7. Application to High-Resolution Inference: Dual-Path Override and Caching

For ultra-high-resolution video generation, cross-attention override enables efficient synthesis and global coherence. In FreeSwim (Wu et al., 18 Nov 2025), a dual-path pipeline is constructed:

Window Attention Branch: applies sliding-window attention for each token to preserve local detail.
Full Attention Branch: applies full-range attention (global receptive field) but is run in parallel only up to the cross-attention module.

After computing cross-attention in both branches, the window branch's semantic features are forcibly overridden:

$O_\text{Cross}^\text{Win} \leftarrow \lambda O_\text{Cross}^\text{Full} + (1-\lambda)O_\text{Cross}^\text{Win}$

with $\lambda=1$ in all experiments, i.e., a hard override. Subsequent transformer layers process only the merged (window branch + full-branch semantics) features.

To control computational overhead, cross-attention outputs from the full branch are cached and reused every $P$ steps (default $P=2$ ), with little degradation in quality and substantial inference speedup. This approach reconciles local high-frequency detail with accurate, globally consistent semantics in video generation, achieving state-of-the-art quantitative results and efficiency at scales previously infeasible for direct inference.
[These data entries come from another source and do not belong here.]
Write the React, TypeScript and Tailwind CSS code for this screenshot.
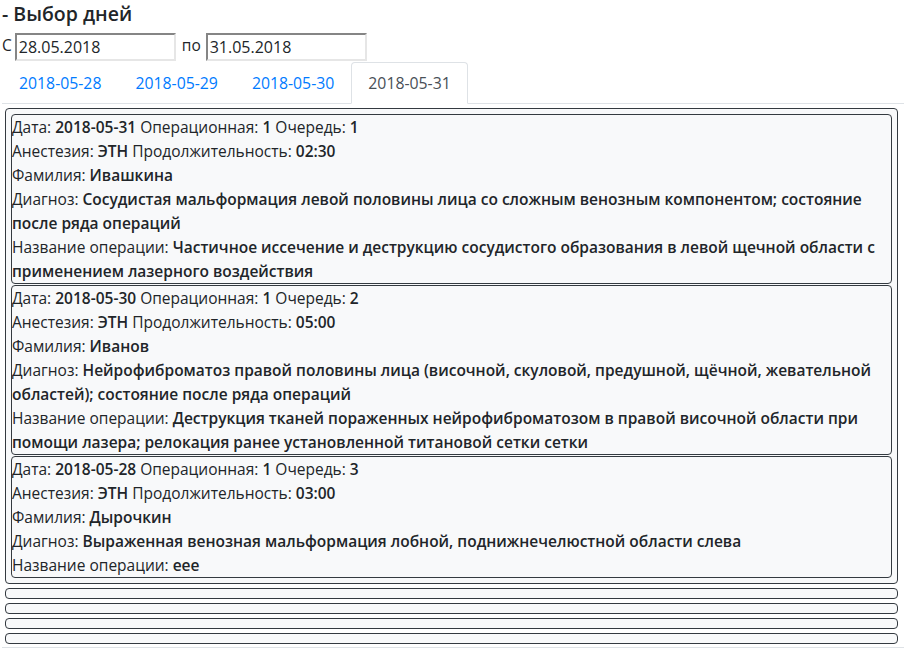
import React from "react";

type Op = {
  date: string;
  room: string;
  queue: string;
  anesthesia: string;
  duration: string;
  surname: string;
  diagnosis: string;
  operation: string;
};

const ops: Op[] = [
  {
    date: "2018-05-31",
    room: "1",
    queue: "1",
    anesthesia: "ЭТН",
    duration: "02:30",
    surname: "Ивашкина",
    diagnosis:
      "Сосудистая мальформация левой половины лица со сложным венозным компонентом; состояние после ряда операций",
    operation:
      "Частичное иссечение и деструкцию сосудистого образования в левой щечной области с применением лазерного воздействия",
  },
  {
    date: "2018-05-30",
    room: "1",
    queue: "2",
    anesthesia: "ЭТН",
    duration: "05:00",
    surname: "Иванов",
    diagnosis:
      "Нейрофиброматоз правой половины лица (височной, скуловой, предушной, щёчной, жевательной областей); состояние после ряда операций",
    operation:
      "Деструкция тканей пораженных нейрофиброматозом в правой височной области при помощи лазера; релокация ранее установленной титановой сетки сетки",
  },
  {
    date: "2018-05-28",
    room: "1",
    queue: "3",
    anesthesia: "ЭТН",
    duration: "03:00",
    surname: "Дырочкин",
    diagnosis: "Выраженная венозная мальформация лобной, поднижнечелюстной области слева",
    operation: "eee",
  },
];

const tabs = ["2018-05-28", "2018-05-29", "2018-05-30", "2018-05-31"];

function OpCard({ op }: { op: Op }) {
  return (
    <div className="m-px rounded border border-[#343a40] bg-[#f8f9fa] [&_b]:font-semibold">
      <div>
        Дата: <b>{op.date}</b> Операционная: <b>{op.room}</b> Очередь: <b>{op.queue}</b>
      </div>
      <div>
        Анестезия: <b>{op.anesthesia}</b> Продолжительность: <b>{op.duration}</b>
      </div>
      <div>
        Фамилия: <b>{op.surname}</b>
      </div>
      <div>
        Диагноз: <b>{op.diagnosis}</b>
      </div>
      <div>
        Название операции: <b>{op.operation}</b>
      </div>
    </div>
  );
}

export default function App() {
  return (
    <div className="min-h-screen bg-white px-[2px] font-['Open_Sans',sans-serif] text-[15.5px] leading-6 text-[#212529]">
      <h5 className="pt-[2px] text-[19.5px] font-semibold leading-6">- Выбор дней</h5>

      <div className="mt-[7px] flex h-[29px] items-start">
        <span className="mr-[3px]">С</span>
        <input
          readOnly
          value="28.05.2018"
          className="h-[28px] w-[161px] border-2 border-t-[#858585] border-l-[#858585] border-b-[#e6e6e6] border-r-[#e6e6e6] px-[2px] text-[16px] outline-none"
        />
        <span className="ml-[6px] mr-[5px]">по</span>
        <input
          readOnly
          value="31.05.2018"
          className="h-[28px] w-[161px] border-2 border-t-[#858585] border-l-[#858585] border-b-[#e6e6e6] border-r-[#e6e6e6] px-[2px] text-[16px] outline-none"
        />
      </div>

      <ul className="flex border-b border-[#dee2e6] text-[15.8px]">
        {tabs.map((t, i) => {
          const active = i === tabs.length - 1;
          return (
            <li key={t} className="-mb-px">
              <a
                className={
                  active
                    ? "block rounded-t border border-[#dee2e6] border-b-white bg-white px-4 py-2 text-[#495057]"
                    : "block rounded-t border border-transparent px-4 py-2 text-[#007bff]"
                }
              >
                {t}
              </a>
            </li>
          );
        })}
      </ul>

      <div className="border-b border-[#dee2e6] pb-[3px]">
        <div className="ml-[3px] mr-[6px] mt-[4px] flex flex-col gap-[4px]">
          <div className="rounded border border-[#343a40] bg-[#f8f9fa] p-1">
            {ops.map((op) => (
              <OpCard key={op.date} op={op} />
            ))}
          </div>
          {[0, 1, 2, 3].map((i) => (
            <div key={i} className="h-[11px] rounded border border-[#343a40] bg-[#f8f9fa]" />
          ))}
        </div>
      </div>
    </div>
  );
}
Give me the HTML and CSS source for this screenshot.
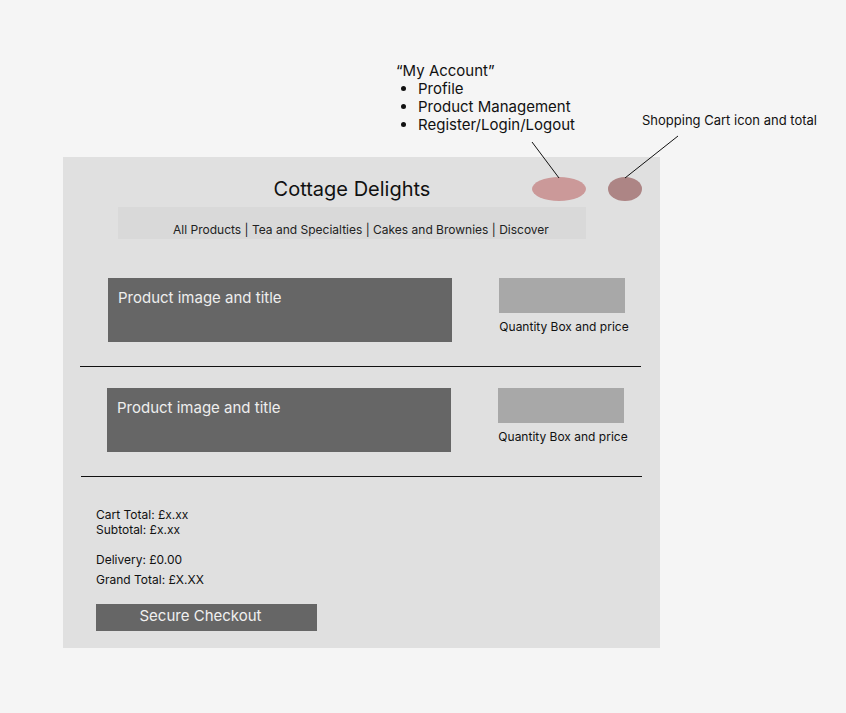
FILE: index.html
```html
<!DOCTYPE html>
<html lang="en">
<head>
    <meta charset="UTF-8">
    <meta name="viewport" content="width=device-width, initial-scale=1.0">
    <title>Cottage Delights - Cart Wireframe</title>
    <link rel="stylesheet" href="styles.css">
</head>
<body>

<div class="canvas">

    <!-- Annotations -->
    <div class="note account-note">
        <div>&ldquo;My Account&rdquo;</div>
        <ul>
            <li>Profile</li>
            <li>Product Management</li>
            <li>Register/Login/Logout</li>
        </ul>
    </div>
    <div class="note cart-note">Shopping Cart icon and total</div>
    <svg class="pointers" width="846" height="713">
        <line x1="532" y1="142" x2="559" y2="178" stroke="#111" stroke-width="1"/>
        <line x1="678" y1="136" x2="625" y2="178" stroke="#111" stroke-width="1"/>
    </svg>

    <div class="panel">
        <div class="header">
            <h1 class="title">Cottage Delights</h1>
            <div class="nav">All Products | Tea and Specialties | Cakes and Brownies | Discover</div>
            <span class="account-btn"></span>
            <span class="cart-btn"></span>
        </div>

        <div class="product">
            <div class="product-image">Product image and title</div>
            <div class="quantity">
                <div class="quantity-box"></div>
                <div class="quantity-label">Quantity Box and price</div>
            </div>
        </div>
        <hr class="divider">

        <div class="product shift">
            <div class="product-image">Product image and title</div>
            <div class="quantity">
                <div class="quantity-box"></div>
                <div class="quantity-label">Quantity Box and price</div>
            </div>
        </div>
        <hr class="divider second">

        <div class="totals">
            <div>Cart Total: &pound;x.xx</div>
            <div>Subtotal: &pound;x.xx</div>
            <div class="delivery">Delivery: &pound;0.00</div>
            <div class="grand">Grand Total: &pound;X.XX</div>
        </div>

        <button class="checkout">Secure Checkout</button>
    </div>

</div>

</body>
</html>
```

FILE: styles.css
```css
body {
    margin: 0;
    background-color: #f5f5f5;
    font-family: Inter, "Noto Sans", sans-serif;
    color: #111;
}
.canvas {
    position: relative;
    width: 846px;
    height: 713px;
    padding: 157px 0 0 63px;
    box-sizing: border-box;
}

/* annotations */
.note {
    position: absolute;
    color: #111;
}
.account-note {
    left: 396px;
    top: 62px;
    font-size: 15px;
    line-height: 18px;
}
.account-note ul {
    margin: 0;
    padding-left: 22px;
}
.cart-note {
    left: 642px;
    top: 112px;
    font-size: 13px;
    line-height: 16px;
}
.pointers {
    position: absolute;
    left: 0;
    top: 0;
    z-index: 2;
}

/* wireframe panel */
.panel {
    width: 597px;
    height: 491px;
    background-color: #e0e0e0;
    box-sizing: border-box;
    padding-top: 20px;
}
.header {
    position: relative;
    margin-left: 55px;
    width: 468px;
}
.title {
    margin: 0;
    font-size: 20px;
    font-weight: normal;
    line-height: 24px;
    text-align: center;
    color: #111;
}
.nav {
    margin-top: 6px;
    height: 32px;
    box-sizing: border-box;
    padding: 15px 0 0 18px;
    background-color: #d9d9d9;
    font-size: 12px;
    line-height: 16px;
    text-align: center;
    color: #222;
}
.account-btn,
.cart-btn {
    position: absolute;
    top: 0;
    height: 24px;
    border-radius: 50%;
}
.account-btn {
    left: 414px;
    width: 54px;
    background-color: #cb9999;
}
.cart-btn {
    left: 490px;
    width: 34px;
    background-color: #ad8585;
}

/* products */
.product {
    display: flex;
    align-items: flex-start;
    margin-top: 39px;
    margin-left: 45px;
}
.product.shift {
    margin-top: 21px;
    margin-left: 44px;
}
.product-image {
    width: 344px;
    height: 64px;
    box-sizing: border-box;
    padding: 10px 10px;
    background-color: #666;
    color: #eee;
    font-size: 15px;
    line-height: 19px;
}
.quantity {
    margin-left: 47px;
    width: 126px;
}
.quantity-box {
    height: 35px;
    background-color: #a8a8a8;
}
.quantity-label {
    margin: 6px -10px 0 -6px;
    font-size: 12px;
    line-height: 15px;
    text-align: center;
    white-space: nowrap;
    color: #111;
}
.divider {
    margin: 24px 0 0 17px;
    width: 561px;
    border: none;
    border-top: 1px solid #111;
}
.divider.second {
    margin-left: 18px;
}

/* totals */
.totals {
    margin: 30px 0 0 33px;
    font-size: 12px;
    line-height: 15px;
    color: #111;
}
.delivery {
    margin-top: 15px;
}
.grand {
    margin-top: 5px;
}
.checkout {
    display: block;
    margin: 17px 0 0 33px;
    width: 221px;
    height: 27px;
    padding: 0 12px 4px 0;
    border: none;
    background-color: #666;
    color: #f0f0f0;
    font-family: Inter, "Noto Sans", sans-serif;
    font-size: 15px;
    line-height: 23px;
    text-align: center;
}
```
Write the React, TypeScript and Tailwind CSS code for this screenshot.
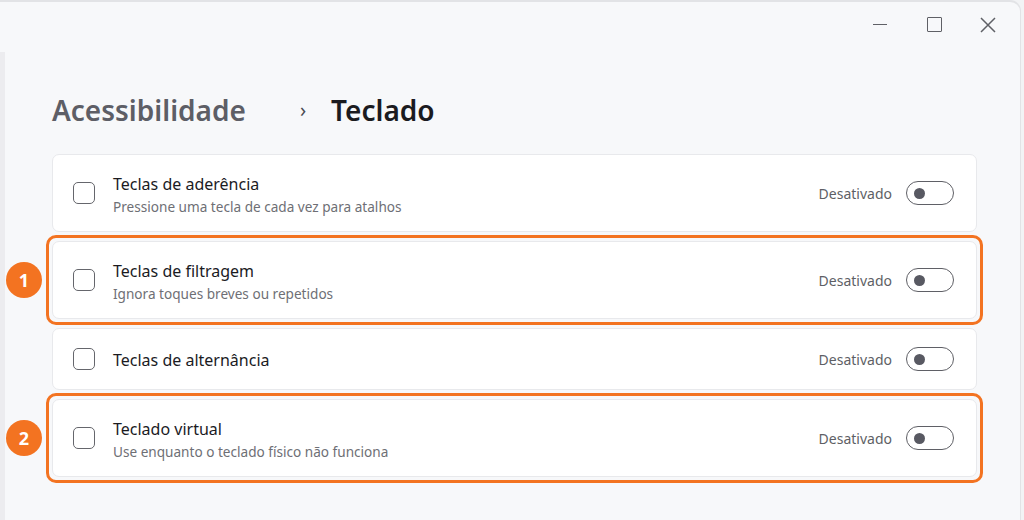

Cross-attention override strategies thus constitute a diverse toolkit across model architectures and tasks for leveraging, controlling, or regularizing cross-attention pathways. Methods include parameter targeting, stochastic or gated overrides, per-head rescaling, and dual-path fusion with semantic correction, each empirically validated for their respective domains (Gheini et al., 2021, Praveen et al., 28 Mar 2024, Xiao et al., 5 Aug 2024, Park et al., 3 Dec 2024, Seo et al., 25 Feb 2024, Wu et al., 18 Nov 2025).